‘’Torture should have been kept where it belonged, in the 16th century, instead of being imported into the 21st.‘’

Irene Khan

by Radiyah Shakur

Irene Khan not only makes a living out of confronting and challenging human rights violations, she lived through two civil wars and experienced human rights abuses first hand.

Irene KhanIrene Khan grew up in war and poverty-stricken Bangladesh at a time when it achieved independence from Pakistan. She and her family later fled to Northern Ireland as refugees. From an early age, Irene had witnessed human rights violations and was interested in defending people from these abuses.

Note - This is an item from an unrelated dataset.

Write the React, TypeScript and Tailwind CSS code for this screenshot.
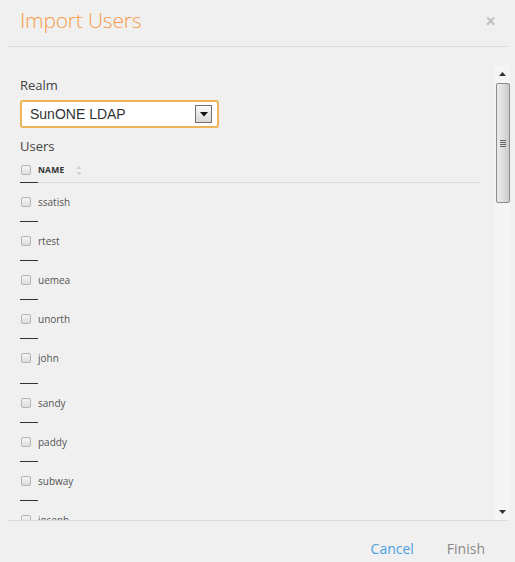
import React from "react";

const users = ["ssatish", "rtest", "uemea", "unorth", "john", "sandy", "paddy", "subway", "joseph"];

function Box() {
  return (
    <span className="block w-[10px] h-[10px] rounded-[2px] border border-[#b4b4b4] bg-gradient-to-b from-[#f4f4f4] to-[#dedede] shrink-0" />
  );
}

export default function App() {
  return (
    <div
      className="w-[515px] h-[562px] bg-[#f0f0f0] flex flex-col overflow-hidden"
      style={{ fontFamily: '"Open Sans", "Noto Sans", sans-serif' }}
    >
      {/* header */}
      <div className="h-[46px] flex items-center justify-between pl-[20px] pr-[19px] shrink-0">
        <span className="text-[21px] font-light text-[#f79a48] leading-none -mt-[5px] tracking-[-0.2px]">Import Users</span>
        <span className="text-[19px] text-[#c2c2c2] font-bold leading-none -mt-[4px]">×</span>
      </div>
      <div className="mx-[7px] h-px bg-[#dcdcdc] shrink-0" />

      {/* body */}
      <div className="h-[18px] shrink-0" />
      <div className="h-[455px] flex pl-[7px] pr-[5px] shrink-0">
        <div className="flex-1 overflow-hidden pl-[13px] pr-[16px] pt-[11px]">
          <div className="text-[13px] leading-[18px] text-[#444]">Realm</div>
          <div className="mt-[6px] w-[199px] h-[28px] rounded-[3px] border-2 border-[#efb55a] bg-white flex items-center justify-between pl-[8px] pr-[5px]">
            <span className="text-[14px] text-[#333]" style={{ fontFamily: '"Liberation Sans", Arial, sans-serif' }}>
              SunONE LDAP
            </span>
            <span className="w-[17px] h-[18px] border border-[#707070] bg-gradient-to-b from-[#fafafa] to-[#d8d8d8] flex items-center justify-center">
              <svg width="8" height="5" viewBox="0 0 8 5">
                <path d="M0 0 H8 L4 4.5 Z" fill="#111" />
              </svg>
            </span>
          </div>
          <div className="mt-[9px] text-[13px] leading-[18px] text-[#444]">Users</div>

          {/* table header */}
          <div className="h-[27px] pt-[3px] flex items-center pl-[1px]">
            <Box />
            <span className="ml-[7px] text-[8.5px] font-bold text-[#333] tracking-[0.2px]">NAME</span>
            <svg className="ml-[12px]" width="6" height="11" viewBox="0 0 6 11">
              <path d="M3 0.5 L5.5 4 H0.5 Z" fill="#d2d2d2" />
              <path d="M3 10.5 L5.5 7 H0.5 Z" fill="#d2d2d2" />
            </svg>
          </div>
          <div className="flex h-px">
            <div className="w-[18px] bg-[#333]" />
            <div className="flex-1 bg-[#dadada]" />
          </div>

          {users.map((u) => (
            <div key={u}>
              <div className={`h-[38px] flex items-center pl-[1px] ${u === "john" ? "mb-[6px]" : ""}`}>
                <Box />
                <span className="ml-[7px] text-[10px] text-[#555]">{u}</span>
              </div>
              <div className="w-[18px] h-px bg-[#333]" />
            </div>
          ))}
        </div>

        {/* scrollbar */}
        <div className="w-[15px] bg-[#f5f5f5] flex flex-col items-center">
          <div className="h-[18px] flex items-center justify-center">
            <svg width="7" height="4" viewBox="0 0 7 4">
              <path d="M3.5 0 L7 4 H0 Z" fill="#333" />
            </svg>
          </div>
          <div className="w-[14px] h-[120px] rounded-[2px] border border-[#8c8c8c] bg-gradient-to-r from-[#ebebeb] via-[#dedede] to-[#c9c9c9] flex items-center justify-center">
            <div className="flex flex-col gap-[1px]">
              <div className="w-[6px] h-px bg-[#666]" />
              <div className="w-[6px] h-px bg-[#666]" />
              <div className="w-[6px] h-px bg-[#666]" />
              <div className="w-[6px] h-px bg-[#666]" />
            </div>
          </div>
          <div className="flex-1" />
          <div className="h-[16px] flex items-center justify-center">
            <svg width="7" height="4" viewBox="0 0 7 4">
              <path d="M0 0 H7 L3.5 4 Z" fill="#333" />
            </svg>
          </div>
        </div>
      </div>

      <div className="mx-[7px] h-px bg-[#dcdcdc] shrink-0" />

      {/* footer */}
      <div className="flex-1 flex items-center justify-end pr-[30px] gap-[33px] pt-[14px]">
        <span className="text-[14px] text-[#4d9fe0]">Cancel</span>
        <span className="text-[14px] text-[#8a8a8a]">Finish</span>
      </div>
    </div>
  );
}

Khan studied law at The Victoria University of Manchester and Harvard Law School, specialising in public international law and human rights. In 1977, she helped found Concern Universal which was a development organisation. Two years later she began work as a human rights activist with the International Commission of Jurists. In 1980 Khan became a member of the United Nations High Commissioner for Refugees (UNHCR), and in 1995 was sent to India as the UNHCR Chief of Mission, being the youngest UNHCR country representative at the time. Not stopping there, she led the UNHCR during the Kosovo conflict in 1999, and was appointed Deputy Director of International Protection later that year.

In 2001, Irene Khan became the seventh Secretary General of Amnesty International (AI), which is the world’s largest human rights organization. This made her the first woman, the first Muslim and the first Asian to hold this high-ranking post. Khan initiated reforms to AI’s response to crisis situations in her first year in office, and personally led high level missions to Pakistan, Israel, the West bank, Gaza and Columbia.

Irene, who is a staunch advocate of women’s rights, began a process of consultations with women activists to design a global campaign by Amnesty International against violence on women.

Irene Khan continues to serve as Secretary General, receiving a Ford Foundation Fellowship, and the Pilkington Woman of the Year Award 2002, among other academic recognitions.